WHAT IS REQUIRED -
Leave the pictures out and retype the lines from the beginning through the line with "import React from 'react';", both ends included.

INFORMATION SHOWN -
==============================

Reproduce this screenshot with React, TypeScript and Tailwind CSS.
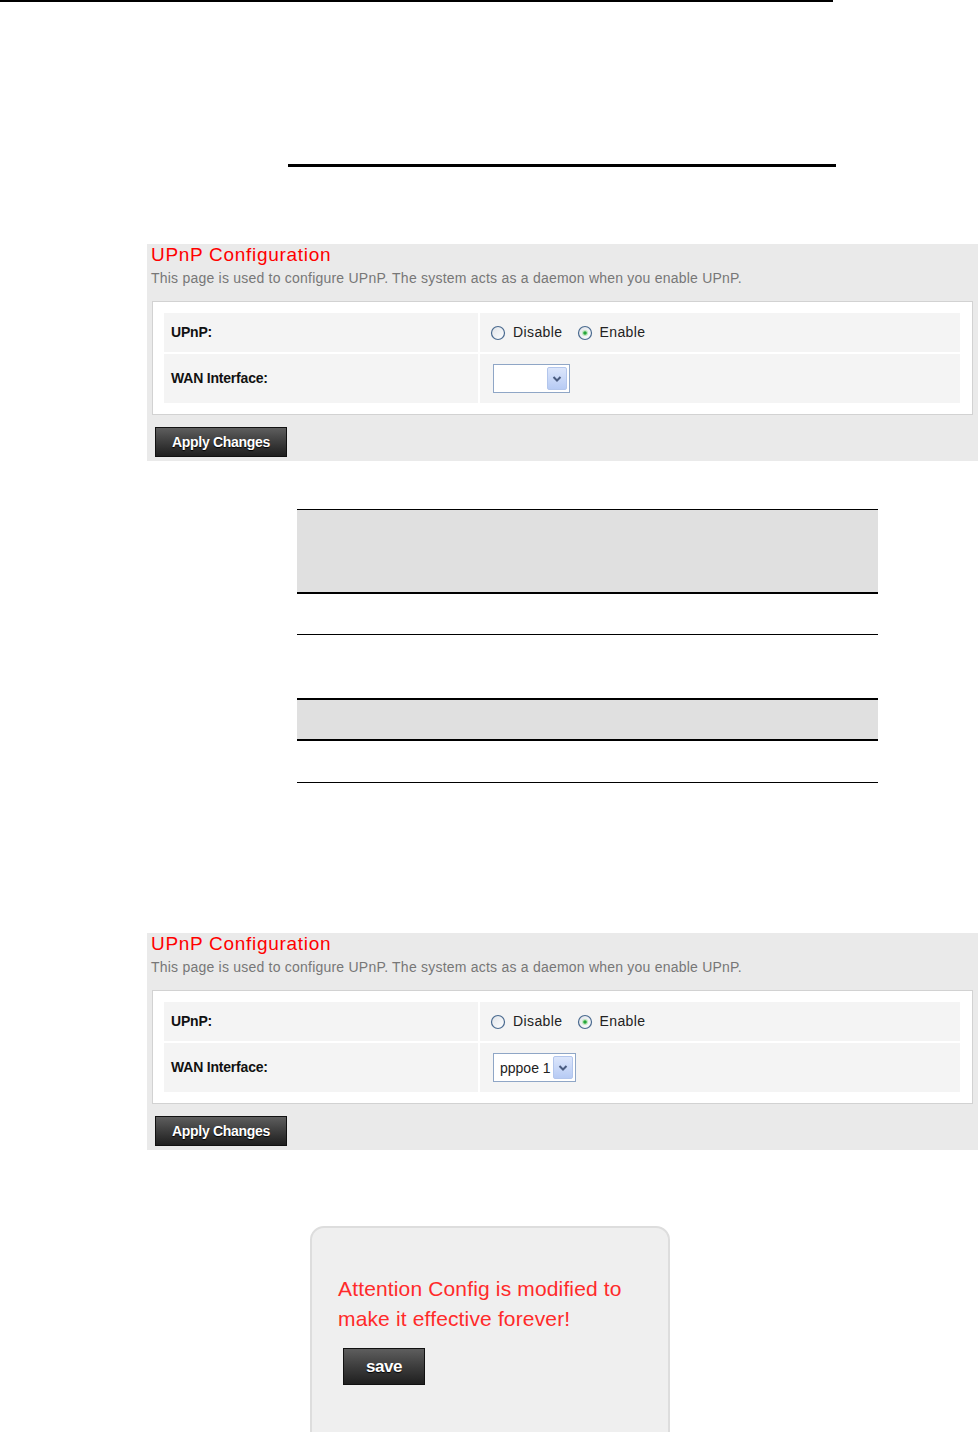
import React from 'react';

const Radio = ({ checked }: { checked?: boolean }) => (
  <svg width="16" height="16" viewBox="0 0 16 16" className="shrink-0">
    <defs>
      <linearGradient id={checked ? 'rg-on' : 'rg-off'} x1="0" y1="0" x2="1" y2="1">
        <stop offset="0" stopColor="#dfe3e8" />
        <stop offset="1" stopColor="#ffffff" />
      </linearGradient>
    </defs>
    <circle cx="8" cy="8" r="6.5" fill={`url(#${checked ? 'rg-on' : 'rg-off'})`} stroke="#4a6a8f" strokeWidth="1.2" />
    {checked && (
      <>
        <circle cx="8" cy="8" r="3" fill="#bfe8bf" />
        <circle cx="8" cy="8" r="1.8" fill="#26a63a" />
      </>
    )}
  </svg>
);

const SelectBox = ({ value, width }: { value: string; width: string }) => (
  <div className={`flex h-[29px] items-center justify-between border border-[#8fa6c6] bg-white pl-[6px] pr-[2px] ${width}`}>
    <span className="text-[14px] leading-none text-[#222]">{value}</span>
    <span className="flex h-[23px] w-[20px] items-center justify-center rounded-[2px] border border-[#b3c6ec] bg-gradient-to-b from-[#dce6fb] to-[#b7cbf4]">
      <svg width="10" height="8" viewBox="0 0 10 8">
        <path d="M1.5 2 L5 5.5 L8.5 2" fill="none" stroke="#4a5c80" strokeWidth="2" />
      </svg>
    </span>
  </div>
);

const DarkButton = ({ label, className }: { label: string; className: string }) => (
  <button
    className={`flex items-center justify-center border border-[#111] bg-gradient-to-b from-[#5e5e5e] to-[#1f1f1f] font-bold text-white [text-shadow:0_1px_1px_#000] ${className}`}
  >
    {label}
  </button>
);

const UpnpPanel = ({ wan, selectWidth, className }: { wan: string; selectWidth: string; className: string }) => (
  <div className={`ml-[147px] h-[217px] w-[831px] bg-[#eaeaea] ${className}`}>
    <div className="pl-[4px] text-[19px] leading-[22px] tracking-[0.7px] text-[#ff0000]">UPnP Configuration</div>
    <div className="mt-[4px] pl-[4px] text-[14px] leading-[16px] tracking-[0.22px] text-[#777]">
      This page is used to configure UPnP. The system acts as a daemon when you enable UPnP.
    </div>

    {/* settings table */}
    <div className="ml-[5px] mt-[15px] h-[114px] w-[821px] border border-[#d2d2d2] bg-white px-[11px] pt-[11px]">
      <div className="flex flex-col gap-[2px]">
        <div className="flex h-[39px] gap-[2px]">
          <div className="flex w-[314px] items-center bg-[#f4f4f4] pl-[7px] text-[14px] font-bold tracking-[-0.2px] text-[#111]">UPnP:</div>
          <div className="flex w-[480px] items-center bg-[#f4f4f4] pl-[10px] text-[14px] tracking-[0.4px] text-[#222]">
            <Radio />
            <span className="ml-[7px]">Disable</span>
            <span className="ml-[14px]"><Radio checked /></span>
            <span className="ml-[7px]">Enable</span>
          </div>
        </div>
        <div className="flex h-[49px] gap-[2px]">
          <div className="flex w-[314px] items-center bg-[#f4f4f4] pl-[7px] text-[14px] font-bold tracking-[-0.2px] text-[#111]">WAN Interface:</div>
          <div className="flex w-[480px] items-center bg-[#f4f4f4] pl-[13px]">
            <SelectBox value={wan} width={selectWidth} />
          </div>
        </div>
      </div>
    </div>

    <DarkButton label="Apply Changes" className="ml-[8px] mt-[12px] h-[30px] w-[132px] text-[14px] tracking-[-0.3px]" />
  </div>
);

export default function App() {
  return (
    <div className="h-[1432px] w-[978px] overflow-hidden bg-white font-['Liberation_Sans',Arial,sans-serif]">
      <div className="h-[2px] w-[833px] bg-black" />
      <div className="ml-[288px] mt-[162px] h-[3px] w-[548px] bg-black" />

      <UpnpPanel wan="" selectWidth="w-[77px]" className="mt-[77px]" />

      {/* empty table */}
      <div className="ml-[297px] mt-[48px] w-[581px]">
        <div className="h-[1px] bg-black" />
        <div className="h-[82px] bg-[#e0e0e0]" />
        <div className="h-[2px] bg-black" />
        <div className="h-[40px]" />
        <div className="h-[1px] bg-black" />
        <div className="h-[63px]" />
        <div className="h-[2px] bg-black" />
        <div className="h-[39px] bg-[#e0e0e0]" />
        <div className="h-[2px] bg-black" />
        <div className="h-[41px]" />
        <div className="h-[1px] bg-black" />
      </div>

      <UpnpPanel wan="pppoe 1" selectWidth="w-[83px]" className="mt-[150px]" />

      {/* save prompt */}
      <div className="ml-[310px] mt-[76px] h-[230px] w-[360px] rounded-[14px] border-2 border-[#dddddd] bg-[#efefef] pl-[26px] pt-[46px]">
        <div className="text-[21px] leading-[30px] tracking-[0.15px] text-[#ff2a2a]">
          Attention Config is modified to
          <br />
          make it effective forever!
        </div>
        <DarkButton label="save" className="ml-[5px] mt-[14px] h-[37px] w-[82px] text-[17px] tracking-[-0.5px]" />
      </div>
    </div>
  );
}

==============================

RESULT OF THIS TASK -
Reproduce this screenshot with React, TypeScript and Tailwind CSS.
import React from 'react';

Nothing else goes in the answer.